The group of executives, which Rosneft’s statement Monday termed a “strategic advisory group,” also includes Rair Simonyan, the former chairman of Morgan Stanley in Russia; and Yelena Titova, the former president of the bank’s Russian office.

By upgrading the bank, Rosneft seeks to gain a greater degree of control over the funding of its growth, the oil company said.

“Rosneft Bank will assist in implementing large-scale international projects,” the statement said.

It didn’t identify the projects, but Rosneft has recently concluded deals with ExxonMobil to produce oil in Russia and internationally. It also agreed to join forces in Russia with Italy’s Eni and Norway’s Statoil. Thanks to the recently announced megadeal, Rosneft has good prospects for collaborating with BP globally.

The lender will also help Rosneft to streamline its trading in crude oil and petroleum products and provide financial services to other corporate clients in the oil, gas and energy sectors.

It is unusual for an oil company to have a bank, said Shamil Yenikeyeff, a researcher at the Oxford Institute for Energy Studies.

Another of Russia’s energy giants, Gazprom, has reduced its stake in former subsidiary Gazprom Bank.

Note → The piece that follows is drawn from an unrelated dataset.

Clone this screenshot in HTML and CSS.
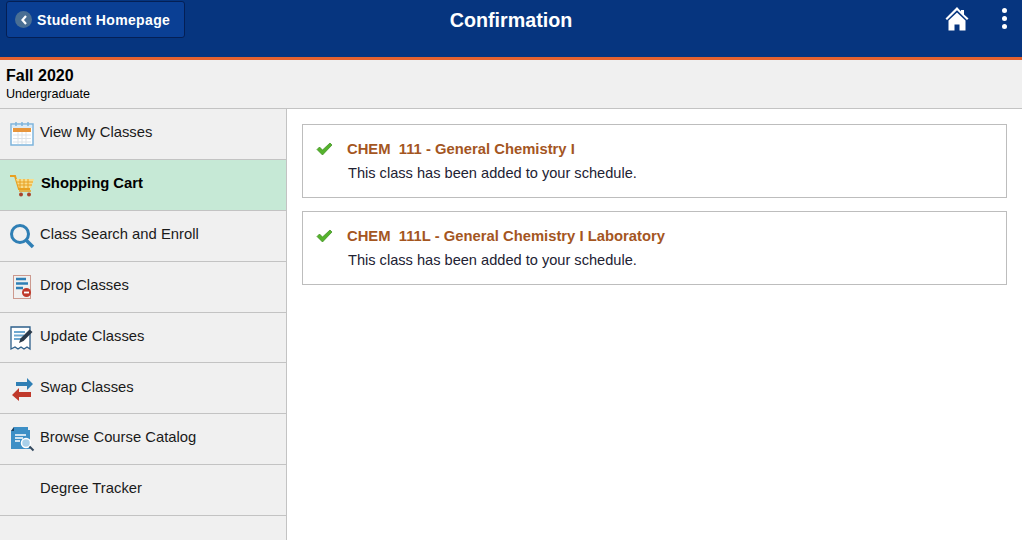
FILE: index.html
```html
<!DOCTYPE html>
<html lang="en">
<head>
    <meta charset="UTF-8">
    <title>Confirmation</title>
    <link rel="stylesheet" href="styles.css">
</head>
<body>
    <header class="banner">
        <a class="back-btn" href="#">
            <span class="back-circle">
                <svg width="8" height="10" viewBox="0 0 8 10"><path d="M6 1 2.500 5 6 9" fill="none" stroke="#fff" stroke-width="2.200"/></svg>
            </span>
            Student Homepage
        </a>
        <h1 class="page-title">Confirmation</h1>
        <div class="banner-actions">
            <svg class="home-icon" width="24" height="24" viewBox="0 0 24 24">
                <path d="M12 0 .5 11.500 2 13 12 3.200 22 13l1.500-1.500L19 7.500V3h-3v1.500z" fill="#fff"/>
                <path d="M12 5.500 3.500 13.500V23.500H9.500v-6h5v6h6V13.500z" fill="#fff"/>
            </svg>
            <div class="dots"><i></i><i></i><i></i></div>
        </div>
    </header>

    <div class="term-bar">
        <div class="term">Fall 2020</div>
        <div class="career">Undergraduate</div>
    </div>

    <div class="main">
        <nav class="side-nav">
            <a class="nav-item" href="#">
                <svg class="nav-icon" width="26" height="26" viewBox="0 0 26 26">
                    <rect x="2" y="3" width="22" height="21" fill="#fff" stroke="#7db4dc" stroke-width="1.500"/>
                    <rect x="3" y="4" width="20" height="3" fill="#dcebf6"/>
                    <rect x="4" y="7" width="18" height="4" fill="#e8963c"/>
                    <path d="M4 14h18M4 17.500h18M4 21h18M9 11v12M13 11v12M17 11v12" stroke="#dde3e8" stroke-width="1"/>
                    <path d="M7 1v4M13 1v4M19 1v4" stroke="#7db4dc" stroke-width="1.500"/>
                </svg>
                <span>View My Classes</span>
            </a>
            <a class="nav-item active" href="#">
                <svg class="nav-icon" width="26" height="26" viewBox="0 0 26 26">
                    <path d="M1 4h5l4 13h11" fill="none" stroke="#e8a020" stroke-width="2"/>
                    <path d="M7 7h18l-3 9H10z" fill="#f8dd8c"/>
                    <path d="M11 7v9M15 7v9M19 7v9M8 10h16M9 13h14" stroke="#e8a020" stroke-width="1"/>
                    <path d="M10 19h12" stroke="#e8a020" stroke-width="1.500"/>
                    <circle cx="12" cy="22.500" r="2" fill="#a8432c"/>
                    <circle cx="20" cy="22.500" r="2" fill="#a8432c"/>
                </svg>
                <span>Shopping Cart</span>
            </a>
            <a class="nav-item" href="#">
                <svg class="nav-icon" width="26" height="26" viewBox="0 0 26 26">
                    <circle cx="11" cy="11" r="8.500" fill="none" stroke="#2f7fb5" stroke-width="3"/>
                    <path d="M17 17l7 7" stroke="#2f7fb5" stroke-width="3.500"/>
                </svg>
                <span>Class Search and Enroll</span>
            </a>
            <a class="nav-item" href="#">
                <svg class="nav-icon" width="26" height="26" viewBox="0 0 26 26">
                    <rect x="4.500" y="1.500" width="17" height="23" fill="none" stroke="#a8432c" stroke-width="1" stroke-dasharray="1 1"/>
                    <path d="M7 5h10M7 9.500h12M7 14h7" stroke="#2f7fb5" stroke-width="2.500"/>
                    <circle cx="17.500" cy="18.500" r="4.500" fill="#c0392b"/>
                    <path d="M15 18.500h5" stroke="#fff" stroke-width="1.800"/>
                </svg>
                <span>Drop Classes</span>
            </a>
            <a class="nav-item" href="#">
                <svg class="nav-icon" width="26" height="26" viewBox="0 0 26 26">
                    <path d="M2 2h19v22l-3-2-3 2-3-2-3 2-3-2-4 2z" fill="#fff" stroke="#2d5f8a" stroke-width="1.300"/>
                    <path d="M5 7h11M5 10.500h10M5 14h7" stroke="#6fa8d0" stroke-width="2"/>
                    <path d="M10 18l1.500-4.500 9-9 3 2.500-9 9z" fill="#2b3a4a"/>
                </svg>
                <span>Update Classes</span>
            </a>
            <a class="nav-item" href="#">
                <svg class="nav-icon" width="26" height="26" viewBox="0 0 26 26">
                    <path d="M7 6h11V2l6 6-6 6v-4H7z" fill="#2f7fb5"/>
                    <path d="M22 16H10v-4l-7 7 7 6v-4h12z" fill="#c0392b"/>
                </svg>
                <span>Swap Classes</span>
            </a>
            <a class="nav-item" href="#">
                <svg class="nav-icon" width="26" height="26" viewBox="0 0 26 26">
                    <path d="M5 1h14v3h2v19H2V5z" fill="#3d8fc6"/>
                    <path d="M5 1v4H2z" fill="#1d3f5e"/>
                    <path d="M6 9h11M6 12h8M6 15h5" stroke="#fff" stroke-width="1.500"/>
                    <circle cx="17" cy="17" r="4.500" fill="#a9d0ea" stroke="#fff" stroke-width="1.500"/>
                    <path d="M20.500 20.500l4 4" stroke="#34495e" stroke-width="2"/>
                </svg>
                <span>Browse Course Catalog</span>
            </a>
            <a class="nav-item" href="#">
                <span class="no-icon"></span>
                <span>Degree Tracker</span>
            </a>
        </nav>

        <section class="content">
            <div class="msg-card">
                <svg class="check" width="17" height="14" viewBox="0 0 17 14"><path d="M1 7.500 3.500 5 6.500 8 14 1l2 2-9.500 10z" fill="#55b32c" stroke="#3b8a1e" stroke-width=".7"/></svg>
                <div>
                    <div class="class-name">CHEM&nbsp; 111 - General Chemistry I</div>
                    <div class="class-msg">This class has been added to your schedule.</div>
                </div>
            </div>
            <div class="msg-card">
                <svg class="check" width="17" height="14" viewBox="0 0 17 14"><path d="M1 7.500 3.500 5 6.500 8 14 1l2 2-9.500 10z" fill="#55b32c" stroke="#3b8a1e" stroke-width=".7"/></svg>
                <div>
                    <div class="class-name">CHEM&nbsp; 111L - General Chemistry I Laboratory</div>
                    <div class="class-msg">This class has been added to your schedule.</div>
                </div>
            </div>
        </section>
    </div>
</body>
</html>
```

FILE: styles.css
```css
body {
    margin: 0;
    height: 540px;
    overflow: hidden;
    font-family: "Liberation Sans", Arial, sans-serif;
    color: #000;
    background-color: #fff;
    display: flex;
    flex-direction: column;
}
a {
    text-decoration: none;
    color: inherit;
}
.banner {
    height: 57px;
    flex: none;
    background-color: #06357f;
    border-bottom: 3px solid #e4622f;
    display: flex;
    justify-content: center;
    position: relative;
}
.back-btn {
    position: absolute;
    left: 6px;
    top: 1px;
    width: 179px;
    height: 37px;
    box-sizing: border-box;
    background-color: #0a3f94;
    border: 1px solid #041f55;
    border-radius: 3px;
    display: flex;
    align-items: center;
    gap: 5px;
    padding-left: 8px;
    color: #fff;
    font-size: 14px;
    font-weight: bold;
    letter-spacing: 0.35px;
}
.back-circle {
    width: 17px;
    height: 17px;
    border-radius: 50%;
    background-color: #4a6f94;
    display: flex;
    align-items: center;
    justify-content: center;
}
.page-title {
    margin: 8px 0 0;
    color: #fff;
    font-size: 19.7px;
    line-height: 24px;
    font-weight: bold;
}
.banner-actions {
    position: absolute;
    right: 15px;
    top: 7px;
    display: flex;
    gap: 33px;
}
.dots {
    display: flex;
    flex-direction: column;
    gap: 3px;
    padding-top: 1px;
}
.dots i {
    width: 5px;
    height: 5px;
    border-radius: 50%;
    background-color: #fff;
}
.term-bar {
    flex: none;
    height: 49px;
    box-sizing: border-box;
    padding: 7px 6px 0;
    background-color: #f0f0f0;
    border-bottom: 1px solid #c3c3c3;
}
.term {
    font-size: 16px;
    font-weight: bold;
    line-height: 18px;
}
.career {
    font-size: 12.6px;
    line-height: 18px;
}
.main {
    flex: 1;
    display: flex;
    min-height: 0;
}
.side-nav {
    width: 286px;
    flex: none;
    background-color: #f0f0f0;
    border-right: 1px solid #c3c3c3;
}
.nav-item {
    height: 50.875px;
    box-sizing: border-box;
    border-bottom: 1px solid #c3c3c3;
    display: flex;
    align-items: flex-start;
    gap: 5px;
    padding: 12.2px 0 0 9px;
    font-size: 14.8px;
    line-height: 22px;
    color: #1a1a1a;
}
.nav-item.active {
    background-color: #c6e9d6;
    font-weight: bold;
    color: #000;
    gap: 6px;
}
.nav-icon {
    flex: none;
    display: block;
}
.no-icon {
    width: 26px;
    flex: none;
}
.content {
    flex: 1;
    padding: 15px 15px 0;
    display: flex;
    flex-direction: column;
    gap: 13px;
}
.msg-card {
    height: 74px;
    box-sizing: border-box;
    border: 1px solid #bdbdbd;
    display: flex;
    gap: 14px;
    padding: 15px 0 0 13px;
}
.check {
    flex: none;
    margin-top: 2px;
}
.class-name {
    font-size: 14.8px;
    font-weight: bold;
    line-height: 18px;
    color: #a4561f;
}
.class-msg {
    font-size: 14.6px;
    line-height: 18px;
    margin-top: 6px;
    margin-left: 1px;
    color: #222233;
}
```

Rosneft Bank could bid for Rosneft’s state-held assets if and when the government decides to follow through with its plan to further privatize the oil company, Yenikeyeff said.

“Why not?” he said. “It may well be the reason why it is being created.”

The bank could also try to snap up some other energy industry assets, he added.

With the size of Rosneft’s debt going through the roof, it will be a challenge for the company to stock the new bank with capital, Yenikeyeff said.

Rosneft has to shell out $56 billion in cash and equity in the takeover of privately held TNK-BP, which is the country’s third-largest oil producer.

Rosneft will appoint Titova president of the Russian Regional Development Bank and name her, Simonyan and Chammah to the new board of the bank.

Rosneft owns 85 percent of the bank, whose assets are valued at 77 billion rubles ($2.4 billion).

Rosneft president Igor Sechin said in the statement that the company needs a financial institution that will “attract the most qualified professionals, implement the best corporate governance practices, adapt the most advanced technologies and provide the most efficient and effective financial services possible.”

A Rosneft spokesman declined to make further comments Tuesday afternoon.

Simonyan and Titova stayed with Morgan Stanley until November, but the news that they were leaving the bank broke in August amid speculation they would end up working for Rosneft.

Simonyan sits on the boards of state-controlled Transneft, Sberbank and United Shipbuilding Corp.

Titova is a board member at state-controlled Federal Grid Co. and Interregional Grid Co.

U.S.-based Hess announced Monday that it will pursue the sale of its Russian subsidiary Samara-Nafta, which produces approximately 50,000 barrels of oil equivalent per day in the Volga-Urals region. The deal would come as part of the company’s strategic reshaping of its portfolio, the company said.